Cerita untuk otsus Papua masih buram. Tak pernah ada kejelasan tentang desain besar otsus Papua. Kebijakan yang muncul setelah otsus justru membuat jalan mencapai otsus kian jauh. Melalui UU otsus Papua, pemerintah mendelegasikan kewenangan yang besar kepada pemerintah daerah disertai kucuran dana yang juga sangat besar. Dana puluhan triliun rupiah ini di luar dana lain seperti APBD dan dekonsentrasi. Pemerintah juga baru saja mencanangkan kebijakan khusus untuk Papua melalui dua peraturan presiden (perpres) yang ditandatangani 20 September 2011. Pertama, Perpres Nomor 65 Tahun 2011 tentang Percepatan Pembangunan Provinsi Papua dan Papua Barat. Kedua, Perpres Nomor 66 Tahun 2011 tentang Unit Percepatan Pembangunan Provinsi Papua dan Papua Barat. Perpres itu dilengkapi dokumen rinci berjudul Rencana Aksi yang Bersifat Cepat Terwujud Percepatan Pembangunan Provinsi Papua dan Provinsi Papua Barat Tahun 2011-2012.

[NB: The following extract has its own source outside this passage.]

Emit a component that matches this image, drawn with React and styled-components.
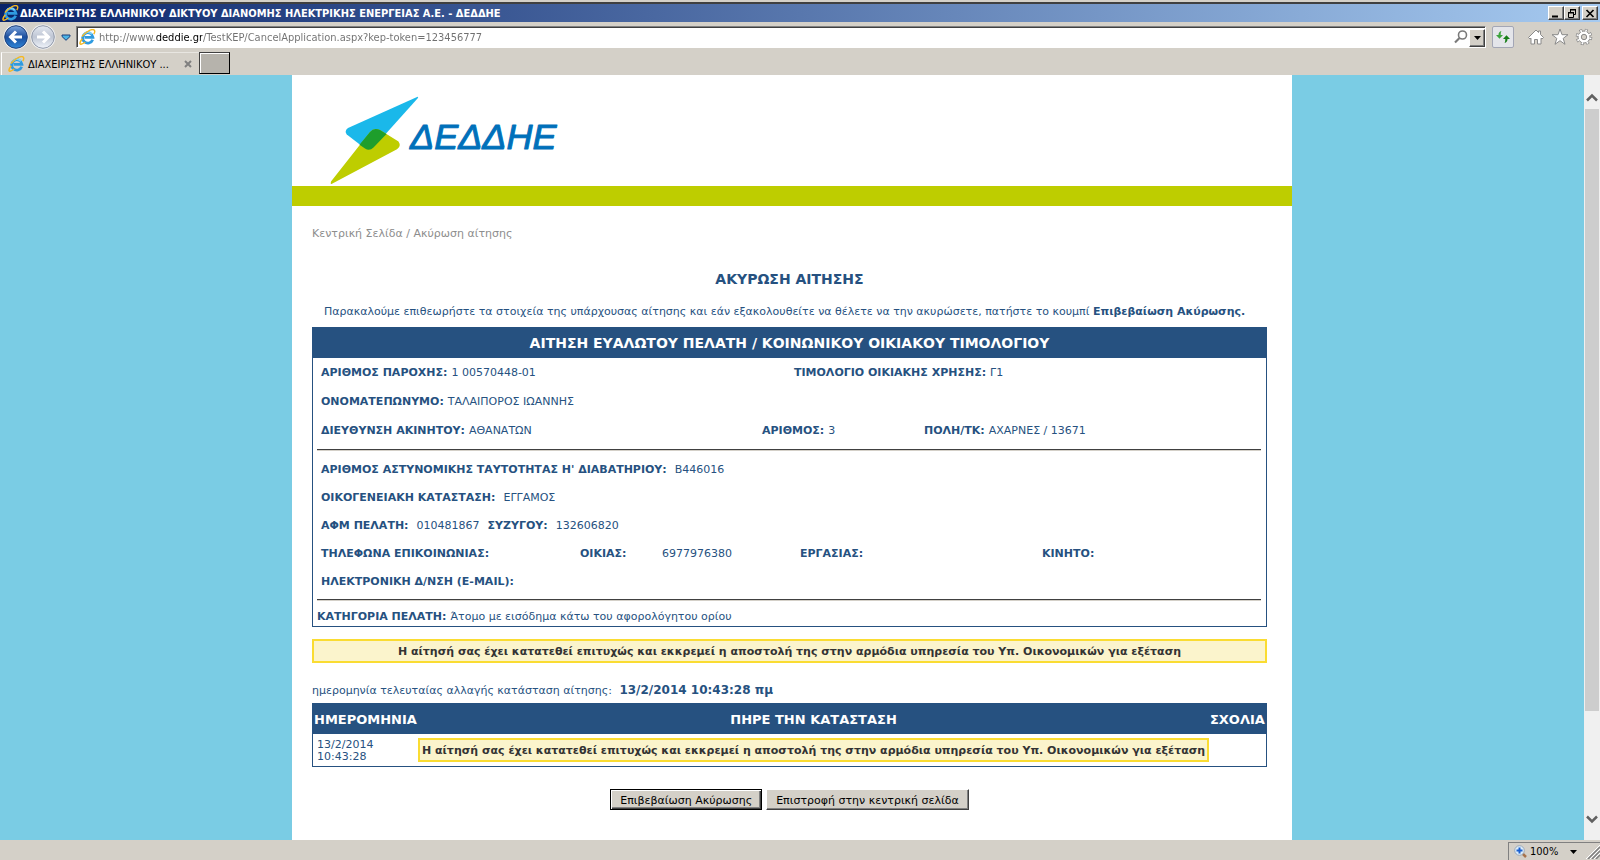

Langkah pemerintah membentuk UP4B menurut Julian Pasya[1], sebagai upaya pendekatan kesejahteraan bagi penyelesaian persoalan Papua. Jika benar demikian, mengapa Kepala UP4B seorang jenderal? Selain itu, setiap kali ada persoalan di Papua, mengapa Menko Polhukam, Kapolri, dan BIN yang dikirim ke Papua? Mengapa bukan Menko Kesra, Mendikbud, atau Menkes? Pertanyaan ini seolah menegaskan bahwa ada ketidakberesan dalam upaya pembangunan untuk kesejahteraan masyarakat Papua.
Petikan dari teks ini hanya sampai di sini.